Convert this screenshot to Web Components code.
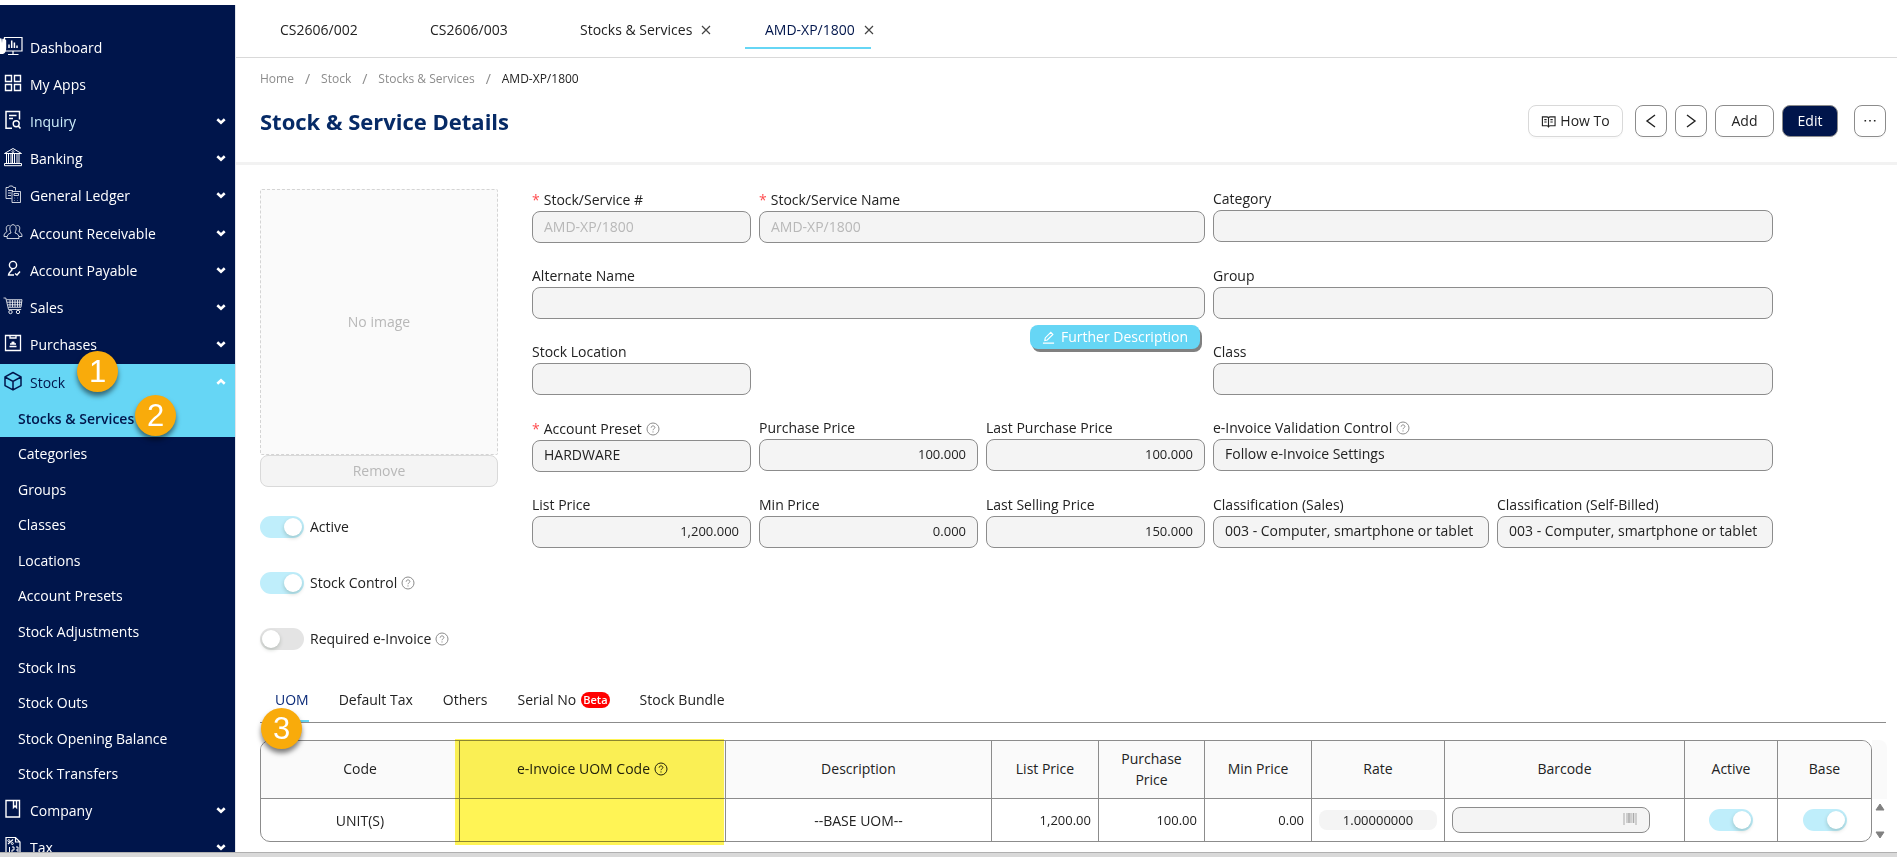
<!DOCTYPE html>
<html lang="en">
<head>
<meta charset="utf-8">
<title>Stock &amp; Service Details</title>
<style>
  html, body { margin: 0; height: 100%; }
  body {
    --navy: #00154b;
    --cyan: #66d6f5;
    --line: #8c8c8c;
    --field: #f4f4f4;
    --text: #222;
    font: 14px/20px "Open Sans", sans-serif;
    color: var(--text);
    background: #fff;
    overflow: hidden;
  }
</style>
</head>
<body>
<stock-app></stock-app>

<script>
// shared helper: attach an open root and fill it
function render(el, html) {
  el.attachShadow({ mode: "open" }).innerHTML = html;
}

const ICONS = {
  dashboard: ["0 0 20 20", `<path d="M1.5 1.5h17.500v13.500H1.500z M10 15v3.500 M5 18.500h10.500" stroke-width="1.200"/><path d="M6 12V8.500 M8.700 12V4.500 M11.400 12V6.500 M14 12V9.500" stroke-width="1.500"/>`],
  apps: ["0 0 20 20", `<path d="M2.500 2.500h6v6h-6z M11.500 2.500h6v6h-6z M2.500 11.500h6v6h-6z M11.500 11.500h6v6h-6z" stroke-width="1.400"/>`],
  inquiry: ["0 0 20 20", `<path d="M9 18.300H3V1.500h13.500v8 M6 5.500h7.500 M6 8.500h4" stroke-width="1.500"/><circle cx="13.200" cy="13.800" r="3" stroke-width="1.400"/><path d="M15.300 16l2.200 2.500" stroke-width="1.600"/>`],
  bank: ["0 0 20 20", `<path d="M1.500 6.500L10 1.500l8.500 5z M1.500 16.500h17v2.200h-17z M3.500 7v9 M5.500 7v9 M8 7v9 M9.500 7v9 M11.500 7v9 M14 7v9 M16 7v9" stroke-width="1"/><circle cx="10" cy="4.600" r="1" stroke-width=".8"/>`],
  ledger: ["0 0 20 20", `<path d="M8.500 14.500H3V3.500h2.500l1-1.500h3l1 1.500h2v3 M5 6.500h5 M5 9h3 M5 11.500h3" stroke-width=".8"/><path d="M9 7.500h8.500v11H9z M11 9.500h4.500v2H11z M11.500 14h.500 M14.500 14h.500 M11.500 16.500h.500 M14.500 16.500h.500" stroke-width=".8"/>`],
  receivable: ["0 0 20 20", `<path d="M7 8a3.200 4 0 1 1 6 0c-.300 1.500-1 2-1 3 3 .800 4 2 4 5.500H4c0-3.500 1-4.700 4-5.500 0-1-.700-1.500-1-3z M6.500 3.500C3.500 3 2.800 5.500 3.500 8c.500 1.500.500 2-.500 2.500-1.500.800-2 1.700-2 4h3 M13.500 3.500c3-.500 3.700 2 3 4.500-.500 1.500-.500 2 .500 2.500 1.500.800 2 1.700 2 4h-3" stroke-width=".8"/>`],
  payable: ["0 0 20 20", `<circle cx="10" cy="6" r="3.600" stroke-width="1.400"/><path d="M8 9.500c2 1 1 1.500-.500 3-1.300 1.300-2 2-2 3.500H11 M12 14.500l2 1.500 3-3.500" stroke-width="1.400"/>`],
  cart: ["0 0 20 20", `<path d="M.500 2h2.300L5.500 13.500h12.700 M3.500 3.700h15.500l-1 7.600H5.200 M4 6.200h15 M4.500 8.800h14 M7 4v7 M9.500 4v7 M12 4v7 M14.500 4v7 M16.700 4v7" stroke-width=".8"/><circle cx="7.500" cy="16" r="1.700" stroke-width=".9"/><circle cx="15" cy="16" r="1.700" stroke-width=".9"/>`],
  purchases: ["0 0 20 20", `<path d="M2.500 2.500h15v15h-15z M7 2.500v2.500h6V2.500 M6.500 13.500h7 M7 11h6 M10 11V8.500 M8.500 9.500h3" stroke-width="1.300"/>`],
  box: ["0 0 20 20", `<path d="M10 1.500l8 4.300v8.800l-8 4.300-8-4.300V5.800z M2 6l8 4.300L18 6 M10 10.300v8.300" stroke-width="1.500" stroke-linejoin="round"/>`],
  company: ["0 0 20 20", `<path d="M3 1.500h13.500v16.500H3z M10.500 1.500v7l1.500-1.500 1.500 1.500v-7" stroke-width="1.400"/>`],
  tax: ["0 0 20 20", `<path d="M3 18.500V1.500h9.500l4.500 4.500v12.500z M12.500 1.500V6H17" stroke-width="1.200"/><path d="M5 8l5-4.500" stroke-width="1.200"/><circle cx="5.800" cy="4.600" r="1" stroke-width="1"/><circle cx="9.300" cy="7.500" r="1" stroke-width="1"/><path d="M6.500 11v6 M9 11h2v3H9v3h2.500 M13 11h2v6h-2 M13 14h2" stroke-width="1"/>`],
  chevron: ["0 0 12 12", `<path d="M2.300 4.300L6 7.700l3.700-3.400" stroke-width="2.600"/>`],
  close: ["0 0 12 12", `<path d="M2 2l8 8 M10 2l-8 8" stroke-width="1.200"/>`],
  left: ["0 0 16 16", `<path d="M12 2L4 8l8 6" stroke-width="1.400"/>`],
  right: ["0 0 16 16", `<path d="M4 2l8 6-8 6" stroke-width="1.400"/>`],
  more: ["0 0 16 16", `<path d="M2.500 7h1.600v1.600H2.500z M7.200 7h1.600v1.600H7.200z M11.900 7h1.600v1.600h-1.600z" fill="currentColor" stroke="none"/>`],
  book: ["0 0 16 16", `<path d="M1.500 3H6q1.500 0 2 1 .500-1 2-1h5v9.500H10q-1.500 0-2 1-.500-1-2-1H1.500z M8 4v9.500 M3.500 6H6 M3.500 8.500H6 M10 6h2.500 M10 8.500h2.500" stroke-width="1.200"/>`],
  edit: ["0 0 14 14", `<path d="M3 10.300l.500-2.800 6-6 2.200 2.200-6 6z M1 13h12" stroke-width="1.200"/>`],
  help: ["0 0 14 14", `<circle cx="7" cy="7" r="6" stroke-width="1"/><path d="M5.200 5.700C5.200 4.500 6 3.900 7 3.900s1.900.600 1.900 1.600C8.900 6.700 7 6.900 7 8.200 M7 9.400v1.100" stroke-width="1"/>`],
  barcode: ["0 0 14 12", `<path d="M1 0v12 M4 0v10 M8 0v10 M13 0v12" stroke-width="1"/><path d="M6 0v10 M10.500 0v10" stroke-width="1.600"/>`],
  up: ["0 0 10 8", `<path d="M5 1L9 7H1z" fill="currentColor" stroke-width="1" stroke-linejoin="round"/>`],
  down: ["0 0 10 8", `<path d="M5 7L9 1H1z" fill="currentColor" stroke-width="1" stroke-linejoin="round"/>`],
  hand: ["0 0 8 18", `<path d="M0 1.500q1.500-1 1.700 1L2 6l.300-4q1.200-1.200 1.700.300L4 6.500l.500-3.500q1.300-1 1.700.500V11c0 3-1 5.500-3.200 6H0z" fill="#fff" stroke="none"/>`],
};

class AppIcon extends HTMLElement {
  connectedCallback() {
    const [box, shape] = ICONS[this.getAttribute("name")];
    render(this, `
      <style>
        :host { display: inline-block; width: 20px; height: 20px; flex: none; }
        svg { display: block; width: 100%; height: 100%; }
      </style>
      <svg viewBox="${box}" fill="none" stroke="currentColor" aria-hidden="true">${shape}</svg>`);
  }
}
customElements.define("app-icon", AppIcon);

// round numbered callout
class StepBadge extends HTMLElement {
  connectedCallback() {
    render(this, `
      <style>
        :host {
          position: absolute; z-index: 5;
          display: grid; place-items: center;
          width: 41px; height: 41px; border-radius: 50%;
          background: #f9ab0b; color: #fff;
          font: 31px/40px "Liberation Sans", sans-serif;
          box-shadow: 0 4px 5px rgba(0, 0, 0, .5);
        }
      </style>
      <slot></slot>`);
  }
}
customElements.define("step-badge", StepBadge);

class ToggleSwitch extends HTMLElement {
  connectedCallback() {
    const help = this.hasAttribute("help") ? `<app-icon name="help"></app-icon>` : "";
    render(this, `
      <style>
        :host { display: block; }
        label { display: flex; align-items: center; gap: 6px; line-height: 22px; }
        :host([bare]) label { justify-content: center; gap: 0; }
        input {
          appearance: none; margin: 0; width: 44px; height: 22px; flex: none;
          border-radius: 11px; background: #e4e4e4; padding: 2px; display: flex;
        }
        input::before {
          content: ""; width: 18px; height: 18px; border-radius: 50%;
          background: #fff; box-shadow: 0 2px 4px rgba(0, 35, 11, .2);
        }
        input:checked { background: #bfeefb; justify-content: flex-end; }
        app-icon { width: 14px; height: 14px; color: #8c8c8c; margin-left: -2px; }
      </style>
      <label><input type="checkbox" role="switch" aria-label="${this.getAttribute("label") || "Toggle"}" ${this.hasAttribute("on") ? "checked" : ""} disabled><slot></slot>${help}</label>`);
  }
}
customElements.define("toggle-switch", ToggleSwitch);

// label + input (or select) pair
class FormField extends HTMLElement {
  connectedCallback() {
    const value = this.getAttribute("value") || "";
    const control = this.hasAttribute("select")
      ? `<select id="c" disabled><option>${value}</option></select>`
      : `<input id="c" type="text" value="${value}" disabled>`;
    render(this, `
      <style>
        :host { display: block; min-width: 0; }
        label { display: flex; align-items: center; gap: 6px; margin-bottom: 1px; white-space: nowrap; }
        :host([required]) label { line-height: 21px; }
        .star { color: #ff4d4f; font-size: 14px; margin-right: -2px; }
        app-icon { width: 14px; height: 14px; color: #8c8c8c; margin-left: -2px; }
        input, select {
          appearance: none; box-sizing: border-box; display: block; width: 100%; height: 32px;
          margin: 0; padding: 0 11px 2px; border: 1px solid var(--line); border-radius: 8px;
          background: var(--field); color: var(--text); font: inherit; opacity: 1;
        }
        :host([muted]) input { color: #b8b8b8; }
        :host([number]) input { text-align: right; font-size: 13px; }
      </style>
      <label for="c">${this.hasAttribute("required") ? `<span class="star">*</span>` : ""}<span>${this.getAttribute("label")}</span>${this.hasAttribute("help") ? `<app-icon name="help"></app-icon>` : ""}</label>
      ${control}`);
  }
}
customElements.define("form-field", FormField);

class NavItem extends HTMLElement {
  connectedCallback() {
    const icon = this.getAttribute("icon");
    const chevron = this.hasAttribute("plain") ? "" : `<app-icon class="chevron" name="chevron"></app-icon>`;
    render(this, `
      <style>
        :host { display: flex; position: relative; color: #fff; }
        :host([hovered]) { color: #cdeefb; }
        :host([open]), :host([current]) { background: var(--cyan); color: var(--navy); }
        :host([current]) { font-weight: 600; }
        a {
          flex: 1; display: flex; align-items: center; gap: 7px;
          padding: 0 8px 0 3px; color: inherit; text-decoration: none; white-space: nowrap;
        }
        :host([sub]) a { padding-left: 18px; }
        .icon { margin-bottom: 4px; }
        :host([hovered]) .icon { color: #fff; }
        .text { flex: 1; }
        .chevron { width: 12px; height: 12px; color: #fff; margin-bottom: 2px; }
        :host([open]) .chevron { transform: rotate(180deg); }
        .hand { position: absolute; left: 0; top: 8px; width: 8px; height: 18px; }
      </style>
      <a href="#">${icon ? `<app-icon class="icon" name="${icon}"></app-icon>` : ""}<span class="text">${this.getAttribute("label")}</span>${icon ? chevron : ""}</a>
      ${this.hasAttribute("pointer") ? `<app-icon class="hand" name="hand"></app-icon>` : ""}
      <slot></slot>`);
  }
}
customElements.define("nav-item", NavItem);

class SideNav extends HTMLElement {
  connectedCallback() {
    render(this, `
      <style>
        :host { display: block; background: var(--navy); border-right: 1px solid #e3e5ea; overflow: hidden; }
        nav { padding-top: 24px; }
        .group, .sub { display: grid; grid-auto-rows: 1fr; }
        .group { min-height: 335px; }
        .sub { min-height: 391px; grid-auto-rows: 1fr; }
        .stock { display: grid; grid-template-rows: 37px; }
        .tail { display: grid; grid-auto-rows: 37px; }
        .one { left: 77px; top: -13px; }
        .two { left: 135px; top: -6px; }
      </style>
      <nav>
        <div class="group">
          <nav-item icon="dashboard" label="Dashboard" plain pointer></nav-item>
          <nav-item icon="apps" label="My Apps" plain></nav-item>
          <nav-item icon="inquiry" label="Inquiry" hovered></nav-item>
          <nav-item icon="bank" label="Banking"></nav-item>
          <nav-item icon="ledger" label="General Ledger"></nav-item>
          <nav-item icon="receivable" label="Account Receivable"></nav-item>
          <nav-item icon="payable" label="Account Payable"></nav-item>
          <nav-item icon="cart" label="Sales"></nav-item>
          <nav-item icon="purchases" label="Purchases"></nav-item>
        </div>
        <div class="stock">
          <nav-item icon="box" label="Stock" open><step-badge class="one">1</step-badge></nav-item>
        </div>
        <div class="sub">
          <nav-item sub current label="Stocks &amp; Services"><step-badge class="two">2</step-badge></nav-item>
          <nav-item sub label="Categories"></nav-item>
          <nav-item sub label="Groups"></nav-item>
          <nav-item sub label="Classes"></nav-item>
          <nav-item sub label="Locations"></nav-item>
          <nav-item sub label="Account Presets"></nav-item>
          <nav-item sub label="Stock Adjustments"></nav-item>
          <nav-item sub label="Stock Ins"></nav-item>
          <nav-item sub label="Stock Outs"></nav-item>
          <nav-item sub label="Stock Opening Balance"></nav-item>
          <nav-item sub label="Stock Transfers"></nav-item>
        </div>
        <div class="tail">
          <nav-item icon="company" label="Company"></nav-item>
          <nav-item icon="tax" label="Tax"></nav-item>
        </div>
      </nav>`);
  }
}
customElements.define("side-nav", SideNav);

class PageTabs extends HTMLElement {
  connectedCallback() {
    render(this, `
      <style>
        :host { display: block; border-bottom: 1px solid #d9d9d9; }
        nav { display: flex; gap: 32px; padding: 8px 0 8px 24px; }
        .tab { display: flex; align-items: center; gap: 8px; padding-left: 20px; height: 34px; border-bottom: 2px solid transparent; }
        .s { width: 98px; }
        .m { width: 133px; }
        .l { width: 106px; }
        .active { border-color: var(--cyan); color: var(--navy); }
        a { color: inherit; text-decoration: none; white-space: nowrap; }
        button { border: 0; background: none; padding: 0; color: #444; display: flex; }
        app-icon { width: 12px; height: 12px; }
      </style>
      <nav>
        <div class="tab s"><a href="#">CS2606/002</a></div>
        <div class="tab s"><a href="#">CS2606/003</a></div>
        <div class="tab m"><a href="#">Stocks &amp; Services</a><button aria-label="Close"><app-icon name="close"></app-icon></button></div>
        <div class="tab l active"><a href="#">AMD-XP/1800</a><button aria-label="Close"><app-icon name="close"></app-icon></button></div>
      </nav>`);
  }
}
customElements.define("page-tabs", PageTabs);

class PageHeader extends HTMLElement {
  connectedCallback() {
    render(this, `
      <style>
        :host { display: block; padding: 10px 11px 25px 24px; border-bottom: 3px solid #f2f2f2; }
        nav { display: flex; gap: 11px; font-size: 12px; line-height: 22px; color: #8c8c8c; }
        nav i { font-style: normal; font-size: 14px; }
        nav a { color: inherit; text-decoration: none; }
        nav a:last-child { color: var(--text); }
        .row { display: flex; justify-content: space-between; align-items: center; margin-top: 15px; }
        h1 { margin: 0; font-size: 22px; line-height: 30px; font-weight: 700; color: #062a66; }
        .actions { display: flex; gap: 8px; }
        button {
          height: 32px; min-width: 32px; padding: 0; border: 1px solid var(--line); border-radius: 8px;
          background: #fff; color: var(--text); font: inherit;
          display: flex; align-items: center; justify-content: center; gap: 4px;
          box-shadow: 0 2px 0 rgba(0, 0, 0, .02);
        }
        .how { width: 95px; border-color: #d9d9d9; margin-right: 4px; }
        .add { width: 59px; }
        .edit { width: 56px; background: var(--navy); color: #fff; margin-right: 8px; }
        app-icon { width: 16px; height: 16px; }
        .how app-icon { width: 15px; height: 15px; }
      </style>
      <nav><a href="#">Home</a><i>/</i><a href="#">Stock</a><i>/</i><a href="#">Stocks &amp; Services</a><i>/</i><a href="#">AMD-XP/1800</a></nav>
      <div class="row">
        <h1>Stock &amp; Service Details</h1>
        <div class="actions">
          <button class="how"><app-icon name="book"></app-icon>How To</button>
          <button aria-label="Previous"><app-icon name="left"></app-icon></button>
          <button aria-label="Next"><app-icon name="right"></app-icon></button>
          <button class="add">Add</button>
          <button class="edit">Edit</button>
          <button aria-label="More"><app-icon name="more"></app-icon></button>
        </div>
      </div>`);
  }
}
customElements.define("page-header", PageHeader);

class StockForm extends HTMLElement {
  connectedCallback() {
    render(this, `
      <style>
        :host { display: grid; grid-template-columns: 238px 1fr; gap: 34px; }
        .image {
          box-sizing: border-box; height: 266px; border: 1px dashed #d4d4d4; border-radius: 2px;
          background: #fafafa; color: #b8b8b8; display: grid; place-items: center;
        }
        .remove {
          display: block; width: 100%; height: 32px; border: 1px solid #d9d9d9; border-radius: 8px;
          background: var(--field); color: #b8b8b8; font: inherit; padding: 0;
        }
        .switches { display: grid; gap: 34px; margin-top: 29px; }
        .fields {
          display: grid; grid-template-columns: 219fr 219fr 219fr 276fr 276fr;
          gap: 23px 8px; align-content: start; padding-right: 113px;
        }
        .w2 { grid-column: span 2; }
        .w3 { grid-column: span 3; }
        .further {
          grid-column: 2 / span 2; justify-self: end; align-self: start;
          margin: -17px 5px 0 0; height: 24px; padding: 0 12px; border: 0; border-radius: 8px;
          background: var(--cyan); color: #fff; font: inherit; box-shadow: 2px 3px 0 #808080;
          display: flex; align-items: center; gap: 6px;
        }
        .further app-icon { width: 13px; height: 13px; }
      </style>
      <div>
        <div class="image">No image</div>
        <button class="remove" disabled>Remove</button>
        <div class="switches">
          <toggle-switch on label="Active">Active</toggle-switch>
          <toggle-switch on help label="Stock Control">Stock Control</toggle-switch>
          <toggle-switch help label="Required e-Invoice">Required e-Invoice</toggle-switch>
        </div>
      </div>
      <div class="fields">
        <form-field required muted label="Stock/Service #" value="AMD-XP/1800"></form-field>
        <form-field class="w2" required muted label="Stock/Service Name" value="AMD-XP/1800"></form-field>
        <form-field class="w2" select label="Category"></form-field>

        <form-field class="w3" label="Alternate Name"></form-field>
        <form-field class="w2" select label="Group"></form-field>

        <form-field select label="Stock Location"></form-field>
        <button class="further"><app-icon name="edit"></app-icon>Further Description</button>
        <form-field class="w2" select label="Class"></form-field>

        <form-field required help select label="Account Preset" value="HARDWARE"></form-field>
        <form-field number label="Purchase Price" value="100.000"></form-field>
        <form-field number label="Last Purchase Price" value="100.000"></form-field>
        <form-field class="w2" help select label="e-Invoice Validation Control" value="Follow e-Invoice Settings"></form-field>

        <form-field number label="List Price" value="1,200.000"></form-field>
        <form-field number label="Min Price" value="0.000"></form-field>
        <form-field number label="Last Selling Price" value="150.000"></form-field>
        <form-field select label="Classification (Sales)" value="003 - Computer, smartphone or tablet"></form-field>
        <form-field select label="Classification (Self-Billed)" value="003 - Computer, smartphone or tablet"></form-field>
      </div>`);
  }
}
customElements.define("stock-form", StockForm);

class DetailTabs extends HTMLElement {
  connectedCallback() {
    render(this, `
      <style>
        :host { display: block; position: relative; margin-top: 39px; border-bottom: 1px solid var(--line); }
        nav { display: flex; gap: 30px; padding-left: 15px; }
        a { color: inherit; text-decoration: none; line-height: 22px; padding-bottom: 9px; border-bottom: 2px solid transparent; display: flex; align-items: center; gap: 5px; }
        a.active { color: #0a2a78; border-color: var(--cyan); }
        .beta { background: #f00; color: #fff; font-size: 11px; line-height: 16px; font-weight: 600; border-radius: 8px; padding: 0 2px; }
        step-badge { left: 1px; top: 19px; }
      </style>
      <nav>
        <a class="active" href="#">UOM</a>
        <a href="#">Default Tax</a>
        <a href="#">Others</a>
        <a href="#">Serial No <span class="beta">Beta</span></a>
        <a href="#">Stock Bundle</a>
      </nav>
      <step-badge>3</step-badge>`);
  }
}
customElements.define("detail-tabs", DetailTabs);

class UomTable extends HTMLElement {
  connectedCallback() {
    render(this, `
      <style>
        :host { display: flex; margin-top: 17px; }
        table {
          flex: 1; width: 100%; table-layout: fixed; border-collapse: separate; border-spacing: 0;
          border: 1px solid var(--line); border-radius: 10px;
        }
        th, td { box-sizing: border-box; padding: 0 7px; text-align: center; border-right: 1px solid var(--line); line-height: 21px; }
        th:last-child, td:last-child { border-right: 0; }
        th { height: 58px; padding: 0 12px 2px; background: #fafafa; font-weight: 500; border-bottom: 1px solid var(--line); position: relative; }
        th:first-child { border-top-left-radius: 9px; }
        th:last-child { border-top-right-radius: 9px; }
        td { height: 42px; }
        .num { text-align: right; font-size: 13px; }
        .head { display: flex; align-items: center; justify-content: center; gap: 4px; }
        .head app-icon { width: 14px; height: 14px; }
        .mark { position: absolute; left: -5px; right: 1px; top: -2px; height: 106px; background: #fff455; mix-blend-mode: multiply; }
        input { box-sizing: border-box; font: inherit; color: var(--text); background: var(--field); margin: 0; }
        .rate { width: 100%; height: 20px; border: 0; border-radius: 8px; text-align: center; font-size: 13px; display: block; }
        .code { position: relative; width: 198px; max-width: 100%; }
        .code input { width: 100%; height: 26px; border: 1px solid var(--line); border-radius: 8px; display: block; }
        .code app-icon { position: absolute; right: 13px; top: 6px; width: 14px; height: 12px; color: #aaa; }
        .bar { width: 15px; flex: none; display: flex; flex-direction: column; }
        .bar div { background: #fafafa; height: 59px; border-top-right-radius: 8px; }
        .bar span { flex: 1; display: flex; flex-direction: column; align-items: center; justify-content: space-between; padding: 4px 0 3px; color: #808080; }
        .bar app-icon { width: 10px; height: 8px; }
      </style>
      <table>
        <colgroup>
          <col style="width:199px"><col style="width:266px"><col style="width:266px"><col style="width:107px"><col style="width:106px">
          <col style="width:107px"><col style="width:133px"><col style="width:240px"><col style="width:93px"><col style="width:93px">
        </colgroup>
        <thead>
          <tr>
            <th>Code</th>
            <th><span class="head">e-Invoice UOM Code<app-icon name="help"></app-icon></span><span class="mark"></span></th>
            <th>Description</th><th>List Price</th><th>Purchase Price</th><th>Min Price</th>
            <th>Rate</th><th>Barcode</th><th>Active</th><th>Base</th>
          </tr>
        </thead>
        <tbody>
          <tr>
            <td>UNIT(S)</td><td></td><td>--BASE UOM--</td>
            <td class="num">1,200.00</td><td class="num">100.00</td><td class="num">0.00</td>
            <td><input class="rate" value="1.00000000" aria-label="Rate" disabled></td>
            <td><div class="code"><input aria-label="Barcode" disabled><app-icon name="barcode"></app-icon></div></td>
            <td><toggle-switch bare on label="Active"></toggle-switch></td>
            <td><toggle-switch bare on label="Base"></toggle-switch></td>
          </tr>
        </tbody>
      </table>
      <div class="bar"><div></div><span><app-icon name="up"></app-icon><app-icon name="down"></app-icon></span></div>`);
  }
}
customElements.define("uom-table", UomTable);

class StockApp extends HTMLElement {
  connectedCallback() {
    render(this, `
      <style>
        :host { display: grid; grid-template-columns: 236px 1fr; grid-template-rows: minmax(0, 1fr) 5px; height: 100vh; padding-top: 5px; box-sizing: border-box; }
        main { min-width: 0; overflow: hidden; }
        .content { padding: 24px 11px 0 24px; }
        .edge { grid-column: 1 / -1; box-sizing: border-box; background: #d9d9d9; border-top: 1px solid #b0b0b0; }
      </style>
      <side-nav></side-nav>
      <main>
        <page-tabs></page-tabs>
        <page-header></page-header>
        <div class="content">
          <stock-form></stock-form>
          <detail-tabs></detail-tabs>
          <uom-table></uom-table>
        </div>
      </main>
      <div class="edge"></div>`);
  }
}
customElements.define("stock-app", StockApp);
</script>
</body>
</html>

Prompt - Leave out any pictures, please, and quote only the lines from the top of the data through the line that contains "<stock-app></stock-app>".

Exercise response -
Convert this screenshot to Web Components code.
<!DOCTYPE html>
<html lang="en">
<head>
<meta charset="utf-8">
<title>Stock &amp; Service Details</title>
<style>
  html, body { margin: 0; height: 100%; }
  body {
    --navy: #00154b;
    --cyan: #66d6f5;
    --line: #8c8c8c;
    --field: #f4f4f4;
    --text: #222;
    font: 14px/20px "Open Sans", sans-serif;
    color: var(--text);
    background: #fff;
    overflow: hidden;
  }
</style>
</head>
<body>
<stock-app></stock-app>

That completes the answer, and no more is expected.